Similarly, the corollary to Theorem 5.5 immediately provides a transfer from the Catalan GF
$$T(z) = {1 - \sqrt{1 -4z}\over 2}$$
to the asymptotic form of its coefficients: Ignore the constant term, and
take $\alpha = -1/2$ and $f(z) = -1/2$ to get the asymptotic result
$$T_N\sim{4^N\over N\sqrt{\pi N}}.$$
Also, we have a simpler conclusion to the above proof that the average number of leaves in binary trees is $\sim N/4$, since the corollary to Theorem 5.5 immediately gives
$$[z^N] {z\over\sqrt{1 -4z}} = {4^N\over 4\sqrt{\pi N}}$$
With results such as Theorem 5.5, the asymptotic form of coefficients is directly
"transferred" from elements like $(1-z)^{-\alpha}$ (called
"singular elements")
that play a role very similar to partial fraction elements in the
analysis of rational functions.
And deeper mathematical truths are at play.

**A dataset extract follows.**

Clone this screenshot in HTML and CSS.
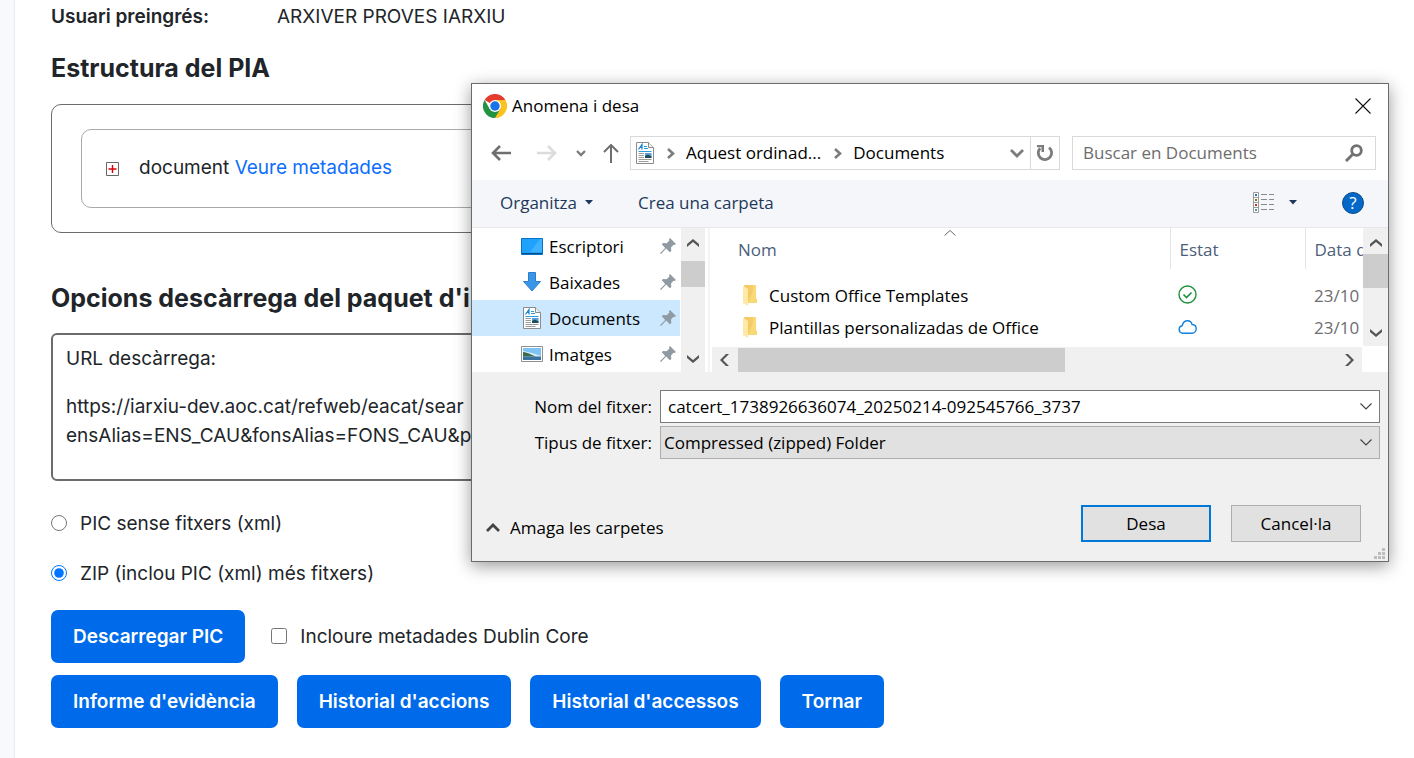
FILE: index.html
```html
<!DOCTYPE html>
<html lang="ca">
<head>
<meta charset="utf-8">
<title>iArxiu</title>
<meta name="viewport" content="width=device-width, initial-scale=1">
<link rel="stylesheet" href="styles.css">
</head>
<body>
<svg class="defs" aria-hidden="true">
  <symbol id="doc" viewBox="0 0 18 22">
    <path d="M.5.5h12l5 5v16H.5z" fill="#fff" stroke="#8b8b8b"/>
    <path d="M12.5.5v5h5" fill="#eee" stroke="#8b8b8b"/>
    <path d="M2.500 7.500L6 2.500v5M4 5.500h2" fill="none" stroke="#1583cf" stroke-width="1.200"/>
    <path d="M8 4.500h3M8 6.500h4M2.500 9.500h13" stroke="#2a9be0"/>
    <path d="M2.500 11.500H8M2.500 13.500H8M2.500 15.500H8M2.500 17.500h13M2.500 19.500h10" stroke="#9a9a9a"/>
    <path d="M9 11h6.500v5H9z" fill="#5a9fd8"/><path d="M9 14l3-1.500 3.500 2V16H9z" fill="#1d4d5a"/>
  </symbol>
  <symbol id="pin" viewBox="0 0 16 16">
    <path d="M10 0l6 6-1.500 1-1-.3-2.500 2.700.3 3.600-1.500 1.200-3.600-3.700L1 16l-1-.8 5.200-5.300L1.800 6.200 3 5l3.700.2L9.400 2.600 9 1z" fill="#8f9aa3"/>
  </symbol>
  <symbol id="folder" viewBox="0 0 14 22">
    <path d="M1 0h12v13l1 1v4H4z" fill="#f9d978"/><path d="M1 0h9v6L5 18z" fill="#f3cc69"/>
    <path d="M0 1l5 3v17l-5-3z" fill="#ffe9a6"/>
  </symbol>
  <symbol id="down" viewBox="0 0 12 8"><path d="M0 0l6 5 6-5v3L6 8 0 3z"/></symbol>
  <symbol id="up" viewBox="0 0 12 8"><path d="M0 8l6-5 6 5V5L6 0 0 5z"/></symbol>
  <symbol id="thin-down" viewBox="0 0 12 7"><path d="M.5.5L6 6l5.500-5.500" fill="none" stroke="#444" stroke-width="1.200"/></symbol>
  <symbol id="crumb" viewBox="0 0 8 11"><path d="M1 1l5 4.500L1 10" fill="none" stroke="#7c7c7c" stroke-width="2.600"/></symbol>
  <symbol id="caret" viewBox="0 0 8 5"><path d="M0 0h8L4 4.500z"/></symbol>
</svg>

<div class="page">
  <div class="rail"></div>
  <main class="main">
    <dl class="field"><dt>Usuari preingrés:</dt><dd>ARXIVER PROVES IARXIU</dd></dl>
    <h2 class="title">Estructura del PIA</h2>
    <div class="tree">
      <div class="node">
        <button class="expand" aria-label="Desplega">
          <svg width="13" height="14" viewBox="0 0 13 14"><path d="M.5.500h12v13H.5z" fill="#fff" stroke="#666"/><path d="M6.500 3v8M2.500 7h8" stroke="#d00" stroke-width="1.400"/></svg>
        </button>
        <span>document <a href="#metadades">Veure metadades</a></span>
      </div>
    </div>
    <h2 class="title title-options">Opcions descàrrega del paquet d'i</h2>
    <div class="url-box">
      <p>URL descàrrega:</p>
      <p>https://iarxiu-dev.aoc.cat/refweb/eacat/sear<br>ensAlias=ENS_CAU&amp;fonsAlias=FONS_CAU&amp;p</p>
    </div>
    <label class="choice"><input type="radio" name="format">PIC sense fitxers (xml)</label>
    <label class="choice"><input type="radio" name="format" checked>ZIP (inclou PIC (xml) més fitxers)</label>
    <div class="actions">
      <button class="btn">Descarregar PIC</button>
      <label class="choice choice-check"><input type="checkbox">Incloure metadades Dublin Core</label>
    </div>
    <div class="actions">
      <button class="btn">Informe d'evidència</button>
      <button class="btn">Historial d'accions</button>
      <button class="btn">Historial d'accessos</button>
      <button class="btn">Tornar</button>
    </div>
  </main>
</div>

<section class="dialog" role="dialog" aria-labelledby="dialog-title">
  <header class="titlebar">
    <svg width="24" height="24" viewBox="0 0 24 24">
      <path d="M12 12L1.600 6A12 12 0 0 1 22.400 6z" fill="#e33b2e"/>
      <path d="M12 12V6h10.400A12 12 0 0 1 12 24z" fill="#fcc31e"/>
      <path d="M12 12l5.200 3L12 24A12 12 0 0 1 1.600 6l5.200 9z" fill="#229342"/>
      <circle cx="12" cy="12" r="6" fill="#fff"/><circle cx="12" cy="12" r="4.700" fill="#1a73e8"/>
    </svg>
    <h1 id="dialog-title">Anomena i desa</h1>
    <button class="plain close" aria-label="Tanca"><svg width="16" height="16" viewBox="0 0 16 16"><path d="M.5.500l15 15M15.500.5l-15 15" stroke="#111" stroke-width="1.100"/></svg></button>
  </header>

  <div class="navbar">
    <div class="nav-buttons">
      <button class="plain" aria-label="Enrere"><svg width="20" height="16" viewBox="0 0 20 16"><path d="M9 1L2 8l7 7M2 8h18" fill="none" stroke="#6f6f6f" stroke-width="2.600"/></svg></button>
      <button class="plain forward" aria-label="Endavant"><svg width="20" height="16" viewBox="0 0 20 16"><path d="M11 1l7 7-7 7M18 8H0" fill="none" stroke="#dcdcdc" stroke-width="2.600"/></svg></button>
      <button class="plain recent" aria-label="Recents"><svg width="10" height="7" viewBox="0 0 10 7"><path d="M1 1l4 4 4-4" fill="none" stroke="#7c7c7c" stroke-width="2.400"/></svg></button>
      <button class="plain" aria-label="Amunt"><svg width="16" height="19" viewBox="0 0 16 19"><path d="M1 8l7-7 7 7M8 1v18" fill="none" stroke="#6f6f6f" stroke-width="2"/></svg></button>
    </div>
    <div class="address">
      <svg width="18" height="22"><use href="#doc"/></svg>
      <svg class="sep" width="8" height="11"><use href="#crumb"/></svg>
      <button class="plain crumb">Aquest ordinad...</button>
      <svg class="sep" width="8" height="11"><use href="#crumb"/></svg>
      <button class="plain crumb">Documents</button>
      <button class="plain history" aria-label="Ubicacions anteriors"><svg width="14" height="9" viewBox="0 0 14 9"><path d="M1 1l6 6 6-6" fill="none" stroke="#7c7c7c" stroke-width="2.800"/></svg></button>
      <button class="plain refresh" aria-label="Actualitza"><svg width="18" height="18" viewBox="0 0 18 18"><path d="M13 3.600A6.700 6.700 0 1 1 4.200 4.200" fill="none" stroke="#7c7c7c" stroke-width="2.800"/><path d="M1 1h7v7H5.500V3.200H1z" fill="#7c7c7c"/></svg></button>
    </div>
    <div class="search">
      <input type="search" placeholder="Buscar en Documents" aria-label="Buscar en Documents">
      <svg width="18" height="18" viewBox="0 0 18 18"><circle cx="11.500" cy="6.500" r="4.800" fill="none" stroke="#727272" stroke-width="2.800"/><path d="M8 10l-7 7" stroke="#727272" stroke-width="3"/></svg>
    </div>
  </div>

  <div class="toolbar">
    <button class="plain">Organitza <svg width="8" height="5"><use href="#caret"/></svg></button>
    <button class="plain">Crea una carpeta</button>
    <button class="plain view" aria-label="Canvia la visualització">
      <svg width="22" height="22" viewBox="0 0 22 22"><path d="M.5.500h5v20h-5zM.5 5.500h5M.5 10.500h5M.5 15.500h5" fill="#fff" stroke="#9a9a9a"/><path d="M8 2.500h6M16 2.500h5M8 7.500h6M16 7.500h5M8 12.500h6M16 12.500h5M8 17.500h6M16 17.500h5" stroke="#8a8a8a"/><path d="M2 2h2v2H2z" fill="#1f6fc0"/><path d="M2 7h2v2H2z" fill="#6b7a1a"/><path d="M2 12h2v2H2z" fill="#c3301c"/><path d="M2 17h2v2H2z" fill="#5f9a8a"/></svg>
      <svg width="8" height="5"><use href="#caret"/></svg>
    </button>
    <button class="help" aria-label="Ajuda">?</button>
  </div>

  <div class="browser">
    <ul class="places">
      <li><svg width="22" height="17" viewBox="0 0 22 17"><path d="M.5.500h21v16H.5z" fill="#1ea2fb" stroke="#0a72c4"/><path d="M1 15.500h20" stroke="#0a4d86"/><path d="M9 14L19 1h2v13z" fill="#3fb2ff"/></svg><span>Escriptori</span><svg class="pin" width="16" height="16"><use href="#pin"/></svg></li>
      <li><svg width="22" height="20" viewBox="0 0 22 20"><path d="M7.500.5h7v9h5L11 19 2.500 9.500h5z" fill="#3a97e8" stroke="#2b7fce"/></svg><span>Baixades</span><svg class="pin" width="16" height="16"><use href="#pin"/></svg></li>
      <li class="selected"><svg width="22" height="22"><use href="#doc"/></svg><span>Documents</span><svg class="pin" width="16" height="16"><use href="#pin"/></svg></li>
      <li><svg width="22" height="16" viewBox="0 0 22 16"><path d="M.5.500h21v15H.5z" fill="#fff" stroke="#8f8f8f"/><path d="M2 2h18v12H2z" fill="#7ec3f3"/><path d="M2 5l9 2 9 3v1H2z" fill="#d8eefb"/><path d="M2 6c5 0 9 4 14 4.500H2z" fill="#3c6b4c"/><path d="M2 10.500h18V14H2z" fill="#38749f"/></svg><span>Imatges</span><svg class="pin" width="16" height="16"><use href="#pin"/></svg></li>
    </ul>
    <div class="vbar"><svg width="12" height="8"><use href="#up"/></svg><i class="thumb thumb-places"></i><svg class="end" width="12" height="8"><use href="#down"/></svg></div>
    <div class="files">
      <div class="files-row">
        <div class="files-view">
          <table>
            <colgroup><col><col class="col-state"><col class="col-date"></colgroup>
            <thead><tr><th><svg class="sort" width="12" height="6" viewBox="0 0 12 6"><path d="M.5 5.500L6 .5l5.500 5" fill="none" stroke="#666"/></svg>Nom</th><th>Estat</th><th>Data d</th></tr></thead>
            <tbody>
              <tr><td><div class="name"><svg width="14" height="22"><use href="#folder"/></svg>Custom Office Templates</div></td>
              <td><svg width="19" height="19" viewBox="0 0 19 19"><circle cx="9.500" cy="9.500" r="8.500" fill="none" stroke="#1e8f3a" stroke-width="1.400"/><path d="M5.500 9.500l3 3 5-5" fill="none" stroke="#1e8f3a" stroke-width="1.600"/></svg></td><td>23/10</td></tr>
              <tr><td><div class="name"><svg width="14" height="22"><use href="#folder"/></svg>Plantillas personalizadas de Office</div></td>
              <td><svg width="19" height="14" viewBox="0 0 19 14"><path d="M4.500 13.200a3.800 3.800 0 0 1-.3-7.500C5 2.600 7 .8 9.500.8c2.400 0 4 1.400 4.600 3.700 2.500.1 4.100 1.900 4.100 4.300s-1.700 4.400-4.200 4.400z" fill="none" stroke="#1380dc" stroke-width="1.400"/></svg></td><td>23/10</td></tr>
            </tbody>
          </table>
        </div>
        <div class="vbar vbar-files"><svg width="12" height="8"><use href="#up"/></svg><i class="thumb"></i><svg class="end" width="12" height="8"><use href="#down"/></svg></div>
      </div>
      <div class="hbar"><svg width="9" height="12" viewBox="0 0 9 12"><path d="M9 0L3 6l6 6H6L0 6l6-6z"/></svg><i class="hthumb"></i><svg class="right" width="9" height="12" viewBox="0 0 9 12"><path d="M0 0l6 6-6 6h3l6-6-6-6z"/></svg></div>
    </div>
  </div>

  <div class="form">
    <label for="filename">Nom del fitxer:</label>
    <div class="combo"><input id="filename" type="text" value="catcert_1738926636074_20250214-092545766_3737"><button class="plain" aria-label="Noms recents"><svg width="12" height="7"><use href="#thin-down"/></svg></button></div>
    <label for="filetype">Tipus de fitxer:</label>
    <div class="combo combo-type"><select id="filetype"><option>Compressed (zipped) Folder</option></select><svg width="12" height="7"><use href="#thin-down"/></svg></div>
  </div>
  <footer class="footer">
    <button class="plain hide"><svg width="14" height="9" viewBox="0 0 14 9"><path d="M1 8l6-6 6 6" fill="none" stroke="#444" stroke-width="2.800"/></svg>Amaga les carpetes</button>
    <button class="win win-default">Desa</button>
    <button class="win">Cancel·la</button>
  </footer>
  <svg class="grip" width="11" height="11" viewBox="0 0 11 11"><path d="M8 0h3v3H8zM4 4h3v3H4zM8 4h3v3H8zM0 8h3v3H0zM4 8h3v3H4zM8 8h3v3H8z" fill="#bdbdbd"/></svg>
</section>
</body>
</html>
```
FILE: styles.css
```css
* { box-sizing: border-box; }
body { margin: 0; background: #fff; color: #212529; font: 19px/28px Inter, sans-serif; }
button, input, select { font: inherit; color: inherit; }
.defs { position: absolute; width: 0; height: 0; }

.page { display: flex; min-height: 100vh; }
.rail { flex: none; width: 15px; background: #f8f9fd; border-right: 1px solid #e9ebee; }
.main { flex: 1; min-width: 0; padding: 3px 52px 16px 36px; }
.field { display: flex; margin: 0; }
.field dt { width: 226px; font-weight: 600; }
.field dd { margin: 0; }
.title { margin: 21px 0 20px; font-size: 25px; line-height: 32px; font-weight: 700; white-space: nowrap; }
.tree { padding: 24px 29px; border: 1px solid #6c6c6c; border-radius: 10px; }
.node { display: flex; align-items: center; gap: 20px; height: 79px; padding: 0 24px 2px; border: 1px solid #aaa; border-radius: 10px; }
.node a { color: #0d6efd; text-decoration: none; }
.expand { display: flex; padding: 2px 0 0; border: 0; background: none; }
.title-options { margin: 49px 0 19px; }
.url-box { height: 148px; margin-bottom: 29px; padding: 9px 13px; border: 2px solid #6c6c6c; border-radius: 6px; }
.url-box p { margin: 0 0 19px; line-height: 29px; white-space: nowrap; }
.choice { display: flex; align-items: center; gap: 13px; margin-bottom: 22px; }
.choice input { width: 16px; height: 16px; margin: 0 0 2px; }
.choice-check { margin: 0 0 0 7px; }
.actions { display: flex; align-items: center; gap: 19px; margin-bottom: 12px; }
.btn { height: 53px; padding: 0 22px; border: 0; border-radius: 7px; background: #006bea; color: #fff; font-weight: 600; }

.dialog { position: absolute; left: 471px; right: 25px; top: 83px; border: 1px solid #6b6b6b; background: #f0f0f0; color: #000; font: 17px/24px "Open Sans", sans-serif; font-variant-ligatures: none; font-feature-settings: "locl" 0; box-shadow: 0 4px 16px rgba(0,0,0,.4); }
.plain { display: flex; align-items: center; padding: 0; border: 0; background: none; white-space: nowrap; }
.titlebar { display: flex; align-items: center; gap: 5px; height: 43px; padding: 0 17px 0 11px; background: #fff; }
.titlebar h1 { margin: 0; font: inherit; }
.close { margin-left: auto; }
.navbar { display: flex; align-items: center; gap: 12px; height: 53px; padding: 0 12px 1px 19px; background: #fff; }
.nav-buttons { display: flex; flex: none; align-items: center; width: 127px; }
.forward { margin-left: 26px; }
.recent { margin: 0 17px 0 19px; }
.address { display: flex; flex: 1; align-items: center; height: 34px; padding-left: 5px; border: 1px solid #d9d9d9; }
.sep { margin: 0 11px 0 13px; }
.history { margin-left: auto; margin-right: 6px; }
.refresh { justify-content: center; width: 29px; height: 32px; border-left: 1px solid #d9d9d9; }
.search { display: flex; align-items: center; width: 304px; height: 34px; padding: 0 12px 0 10px; border: 1px solid #d9d9d9; }
.search input { flex: 1; min-width: 0; padding: 0; border: 0; outline: 0; background: none; appearance: none; }
.search input::placeholder { color: #6d6d6d; }
.toolbar { display: flex; align-items: center; gap: 45px; height: 48px; padding: 0 24px 2px 28px; border-bottom: 1px solid #e8e8e8; background: #f4f6f9; color: #1e395b; }
.toolbar svg { fill: #1e395b; }
.toolbar .plain { gap: 8px; }
.toolbar .view { gap: 14px; margin-left: auto; }
.help { width: 22px; height: 22px; padding: 0; border: 1px solid #0a4c8c; border-radius: 50%; background: #0468c8; color: #fff; line-height: 18px; }

.browser { display: flex; height: 144px; background: #fff; }
.places { width: 208px; margin: 0 1px 0 0; padding: 0; list-style: none; }
.places li { display: flex; align-items: center; gap: 6px; height: 36px; padding: 0 4px 0 49px; }
.places span { padding-top: 1px; }
.places .selected { background: #cce8ff; }
.pin { margin-left: auto; }
.vbar { display: flex; flex-direction: column; align-items: center; width: 24px; padding: 11px 0 9px; background: #f0f0f0; fill: #555; }
.vbar svg, .hbar svg { flex: none; }
.vbar .end { margin-top: auto; }
.thumb { width: 100%; height: 34px; margin-top: 7px; background: #cdcdcd; }
.thumb-places { height: 26px; margin-top: 14px; }
.files { flex: 1; min-width: 0; margin-left: 3px; border-left: 2px solid #f3f3f3; }
.files-row { display: flex; height: 119px; }
.files-view { flex: 1; min-width: 0; overflow: hidden; }
.vbar-files { width: 25px; height: 118px; }
table { width: 100%; table-layout: fixed; border-collapse: collapse; }
.col-state { width: 135px; }
.col-date { width: 58px; }
th, td { overflow: hidden; padding: 0 0 0 9px; text-align: left; font-weight: 400; white-space: nowrap; }
th { height: 41px; padding-top: 2px; border-right: 1px solid #e5e5e5; color: #4c607a; }
th:first-child { position: relative; padding-left: 28px; }
th:last-child { border-right: 0; }
.sort { position: absolute; left: 50%; top: 2px; margin-left: 4px; }
tbody::before { content: ""; display: block; height: 11px; }
td { height: 32px; color: #6d6d6d; }
td:first-child { padding-left: 33px; color: #000; }
td:nth-child(2) { padding: 0 0 3px 8px; }
td svg { display: block; }
.name { display: flex; align-items: center; gap: 12px; }
.hbar { display: flex; align-items: center; height: 25px; margin: 0 26px 0 2px; padding: 0 8px; background: #f0f0f0; fill: #555; }
.hthumb { width: 327px; height: 24px; margin-left: 9px; background: #cdcdcd; }
.hbar .right { margin-left: auto; }

.form { display: grid; grid-template-columns: 180px 1fr; gap: 3px 8px; align-items: center; padding: 18px 8px 0 0; }
.form label { padding-top: 1px; text-align: right; }
.combo { position: relative; display: flex; align-items: center; height: 33px; border: 1px solid #7a7a7a; background: #fff; }
.combo input, .combo select { flex: 1; min-width: 0; height: 31px; padding: 0 7px; border: 0; outline: 0; background: none; appearance: none; }
.combo .plain { padding: 0 7px; }
.combo-type { border-color: #adadad; background: #e1e1e1; }
.combo-type select { padding: 1px 3px 0; }
.combo-type svg { position: absolute; right: 7px; pointer-events: none; }
.footer { display: flex; align-items: center; gap: 20px; padding: 46px 27px 19px 14px; }
.hide { gap: 10px; margin: 8px auto 0 0; }
.win { width: 130px; height: 37px; padding: 1px 0 0; border: 1px solid #adadad; background: #e1e1e1; }
.win-default { border: 2px solid #0078d7; }
.grip { position: absolute; right: 3px; bottom: 2px; }
```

Theorem 5.5 is only the simplest of a whole set of similar results originating with
Darboux in the last century and further developed by Polya, Szego, Bender, and others. These methods are discussed in
detail in Analytic Combinatorics by Flajolet and Sedgewick.
Unlike what we could do here,
their full development requires
the theory of functions of a complex variable.
This approach to asymptotics is called singularity analysis.
Selected Exercises
5.1
How many bitstrings of length $N$ have no 000?5.3
Let $\cal U$ be the set of binary trees with the size of a tree defined to be the total number of nodes (internal plus external), so that the generating function for its counting sequence is $U(z) = z + z^3 + 2 z^5 + 5z^7 + 14z^9 + \ldots\,\,$. Derive an explicit expression for $U(z)$.5.7
Derive an EGF for the number of permutations whose cycles are all of odd length.5.15
Find the average number of internal nodes in a binary tree of size $N$ with both children internal.5.16
Find the average number of internal nodes in a binary tree of size $N$ with one child internal and one child external.5.23
Show that the probability that all of the cycles are of odd length in a random permutation of length $N$ is $\sim 1/\sqrt{\pi N/2}$ (see Exercise 5.7).